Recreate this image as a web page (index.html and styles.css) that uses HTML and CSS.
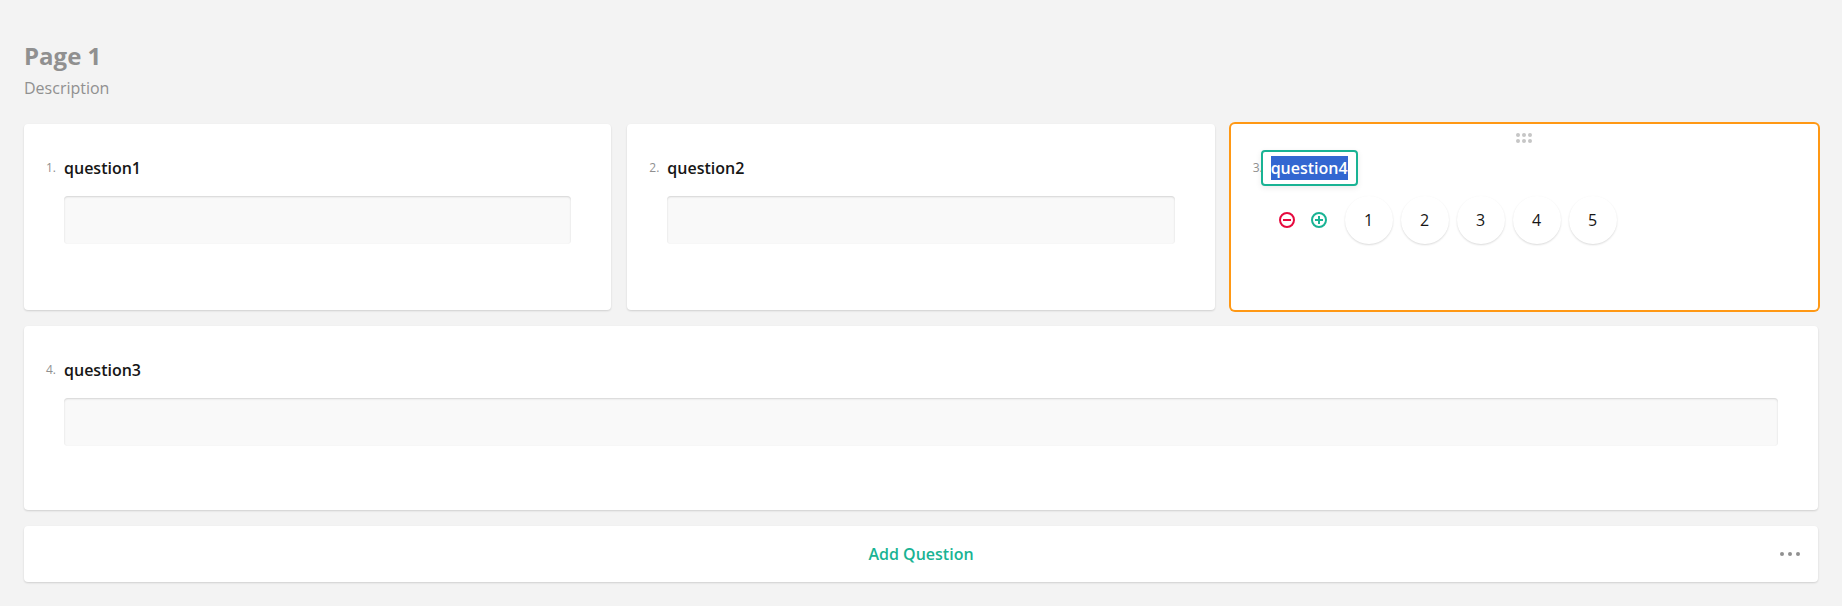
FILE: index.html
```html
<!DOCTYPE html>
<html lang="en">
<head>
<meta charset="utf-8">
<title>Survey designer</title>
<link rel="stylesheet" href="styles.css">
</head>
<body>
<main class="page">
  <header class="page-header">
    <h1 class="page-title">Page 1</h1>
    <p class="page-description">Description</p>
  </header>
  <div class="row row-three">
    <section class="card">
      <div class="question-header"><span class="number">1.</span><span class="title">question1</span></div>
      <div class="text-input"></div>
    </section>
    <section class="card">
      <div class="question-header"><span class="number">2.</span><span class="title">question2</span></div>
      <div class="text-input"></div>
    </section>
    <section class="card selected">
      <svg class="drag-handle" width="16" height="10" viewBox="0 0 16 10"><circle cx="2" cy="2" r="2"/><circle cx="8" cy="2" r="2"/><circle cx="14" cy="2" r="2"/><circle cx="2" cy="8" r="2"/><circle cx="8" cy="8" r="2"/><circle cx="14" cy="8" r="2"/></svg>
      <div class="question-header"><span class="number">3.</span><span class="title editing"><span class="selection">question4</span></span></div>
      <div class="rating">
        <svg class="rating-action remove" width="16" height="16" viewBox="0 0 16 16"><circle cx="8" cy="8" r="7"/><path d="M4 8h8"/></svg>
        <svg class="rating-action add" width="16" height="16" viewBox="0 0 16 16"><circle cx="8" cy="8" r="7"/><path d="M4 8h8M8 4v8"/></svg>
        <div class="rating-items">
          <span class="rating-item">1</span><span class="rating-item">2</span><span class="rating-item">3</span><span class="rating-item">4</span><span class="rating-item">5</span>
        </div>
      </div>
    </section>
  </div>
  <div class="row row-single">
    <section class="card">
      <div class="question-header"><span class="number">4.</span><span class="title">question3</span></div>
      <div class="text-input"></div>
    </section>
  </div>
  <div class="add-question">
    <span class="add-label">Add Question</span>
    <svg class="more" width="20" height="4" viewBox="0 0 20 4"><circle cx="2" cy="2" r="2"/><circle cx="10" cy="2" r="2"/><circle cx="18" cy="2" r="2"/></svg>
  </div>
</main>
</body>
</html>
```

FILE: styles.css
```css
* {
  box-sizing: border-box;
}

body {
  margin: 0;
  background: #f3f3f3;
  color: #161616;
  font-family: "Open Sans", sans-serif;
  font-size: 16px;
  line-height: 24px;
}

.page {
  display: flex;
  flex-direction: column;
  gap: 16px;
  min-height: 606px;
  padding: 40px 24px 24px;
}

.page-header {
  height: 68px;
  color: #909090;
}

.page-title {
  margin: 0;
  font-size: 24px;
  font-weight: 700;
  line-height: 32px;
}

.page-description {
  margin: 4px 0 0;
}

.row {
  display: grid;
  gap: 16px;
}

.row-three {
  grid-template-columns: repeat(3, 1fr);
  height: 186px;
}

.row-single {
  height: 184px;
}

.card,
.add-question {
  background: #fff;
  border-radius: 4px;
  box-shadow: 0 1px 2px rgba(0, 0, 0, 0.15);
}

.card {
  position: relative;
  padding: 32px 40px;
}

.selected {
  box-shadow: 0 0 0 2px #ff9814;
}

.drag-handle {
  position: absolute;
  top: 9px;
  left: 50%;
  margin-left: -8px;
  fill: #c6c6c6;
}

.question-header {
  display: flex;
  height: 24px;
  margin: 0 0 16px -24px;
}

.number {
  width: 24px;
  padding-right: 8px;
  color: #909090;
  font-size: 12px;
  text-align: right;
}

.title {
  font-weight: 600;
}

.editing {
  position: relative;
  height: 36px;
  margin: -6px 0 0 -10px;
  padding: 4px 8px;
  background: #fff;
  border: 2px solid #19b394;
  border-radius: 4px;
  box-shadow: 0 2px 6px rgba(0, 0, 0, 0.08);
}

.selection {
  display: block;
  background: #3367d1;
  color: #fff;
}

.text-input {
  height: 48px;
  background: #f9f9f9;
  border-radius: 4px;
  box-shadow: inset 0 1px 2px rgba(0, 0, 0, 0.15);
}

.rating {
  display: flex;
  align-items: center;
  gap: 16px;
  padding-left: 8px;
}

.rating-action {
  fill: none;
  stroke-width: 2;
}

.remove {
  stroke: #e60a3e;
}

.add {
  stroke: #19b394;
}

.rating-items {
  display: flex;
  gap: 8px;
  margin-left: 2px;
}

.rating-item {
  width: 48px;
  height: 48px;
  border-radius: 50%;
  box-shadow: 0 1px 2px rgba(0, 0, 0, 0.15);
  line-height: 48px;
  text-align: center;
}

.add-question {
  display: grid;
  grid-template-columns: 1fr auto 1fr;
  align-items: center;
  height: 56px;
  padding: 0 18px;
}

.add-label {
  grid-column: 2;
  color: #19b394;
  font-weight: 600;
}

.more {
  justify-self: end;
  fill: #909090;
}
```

Description of the task -> Copy the material shown above in full and exactly. Skip the pictures.

Exercise output ->
Recreate this image as a web page (index.html and styles.css) that uses HTML and CSS.
FILE: index.html
```html
<!DOCTYPE html>
<html lang="en">
<head>
<meta charset="utf-8">
<title>Survey designer</title>
<link rel="stylesheet" href="styles.css">
</head>
<body>
<main class="page">
  <header class="page-header">
    <h1 class="page-title">Page 1</h1>
    <p class="page-description">Description</p>
  </header>
  <div class="row row-three">
    <section class="card">
      <div class="question-header"><span class="number">1.</span><span class="title">question1</span></div>
      <div class="text-input"></div>
    </section>
    <section class="card">
      <div class="question-header"><span class="number">2.</span><span class="title">question2</span></div>
      <div class="text-input"></div>
    </section>
    <section class="card selected">
      <svg class="drag-handle" width="16" height="10" viewBox="0 0 16 10"><circle cx="2" cy="2" r="2"/><circle cx="8" cy="2" r="2"/><circle cx="14" cy="2" r="2"/><circle cx="2" cy="8" r="2"/><circle cx="8" cy="8" r="2"/><circle cx="14" cy="8" r="2"/></svg>
      <div class="question-header"><span class="number">3.</span><span class="title editing"><span class="selection">question4</span></span></div>
      <div class="rating">
        <svg class="rating-action remove" width="16" height="16" viewBox="0 0 16 16"><circle cx="8" cy="8" r="7"/><path d="M4 8h8"/></svg>
        <svg class="rating-action add" width="16" height="16" viewBox="0 0 16 16"><circle cx="8" cy="8" r="7"/><path d="M4 8h8M8 4v8"/></svg>
        <div class="rating-items">
          <span class="rating-item">1</span><span class="rating-item">2</span><span class="rating-item">3</span><span class="rating-item">4</span><span class="rating-item">5</span>
        </div>
      </div>
    </section>
  </div>
  <div class="row row-single">
    <section class="card">
      <div class="question-header"><span class="number">4.</span><span class="title">question3</span></div>
      <div class="text-input"></div>
    </section>
  </div>
  <div class="add-question">
    <span class="add-label">Add Question</span>
    <svg class="more" width="20" height="4" viewBox="0 0 20 4"><circle cx="2" cy="2" r="2"/><circle cx="10" cy="2" r="2"/><circle cx="18" cy="2" r="2"/></svg>
  </div>
</main>
</body>
</html>
```

FILE: styles.css
```css
* {
  box-sizing: border-box;
}

body {
  margin: 0;
  background: #f3f3f3;
  color: #161616;
  font-family: "Open Sans", sans-serif;
  font-size: 16px;
  line-height: 24px;
}

.page {
  display: flex;
  flex-direction: column;
  gap: 16px;
  min-height: 606px;
  padding: 40px 24px 24px;
}

.page-header {
  height: 68px;
  color: #909090;
}

.page-title {
  margin: 0;
  font-size: 24px;
  font-weight: 700;
  line-height: 32px;
}

.page-description {
  margin: 4px 0 0;
}

.row {
  display: grid;
  gap: 16px;
}

.row-three {
  grid-template-columns: repeat(3, 1fr);
  height: 186px;
}

.row-single {
  height: 184px;
}

.card,
.add-question {
  background: #fff;
  border-radius: 4px;
  box-shadow: 0 1px 2px rgba(0, 0, 0, 0.15);
}

.card {
  position: relative;
  padding: 32px 40px;
}

.selected {
  box-shadow: 0 0 0 2px #ff9814;
}

.drag-handle {
  position: absolute;
  top: 9px;
  left: 50%;
  margin-left: -8px;
  fill: #c6c6c6;
}

.question-header {
  display: flex;
  height: 24px;
  margin: 0 0 16px -24px;
}

.number {
  width: 24px;
  padding-right: 8px;
  color: #909090;
  font-size: 12px;
  text-align: right;
}

.title {
  font-weight: 600;
}

.editing {
  position: relative;
  height: 36px;
  margin: -6px 0 0 -10px;
  padding: 4px 8px;
  background: #fff;
  border: 2px solid #19b394;
  border-radius: 4px;
  box-shadow: 0 2px 6px rgba(0, 0, 0, 0.08);
}

.selection {
  display: block;
  background: #3367d1;
  color: #fff;
}

.text-input {
  height: 48px;
  background: #f9f9f9;
  border-radius: 4px;
  box-shadow: inset 0 1px 2px rgba(0, 0, 0, 0.15);
}

.rating {
  display: flex;
  align-items: center;
  gap: 16px;
  padding-left: 8px;
}

.rating-action {
  fill: none;
  stroke-width: 2;
}

.remove {
  stroke: #e60a3e;
}

.add {
  stroke: #19b394;
}

.rating-items {
  display: flex;
  gap: 8px;
  margin-left: 2px;
}

.rating-item {
  width: 48px;
  height: 48px;
  border-radius: 50%;
  box-shadow: 0 1px 2px rgba(0, 0, 0, 0.15);
  line-height: 48px;
  text-align: center;
}

.add-question {
  display: grid;
  grid-template-columns: 1fr auto 1fr;
  align-items: center;
  height: 56px;
  padding: 0 18px;
}

.add-label {
  grid-column: 2;
  color: #19b394;
  font-weight: 600;
}

.more {
  justify-self: end;
  fill: #909090;
}
```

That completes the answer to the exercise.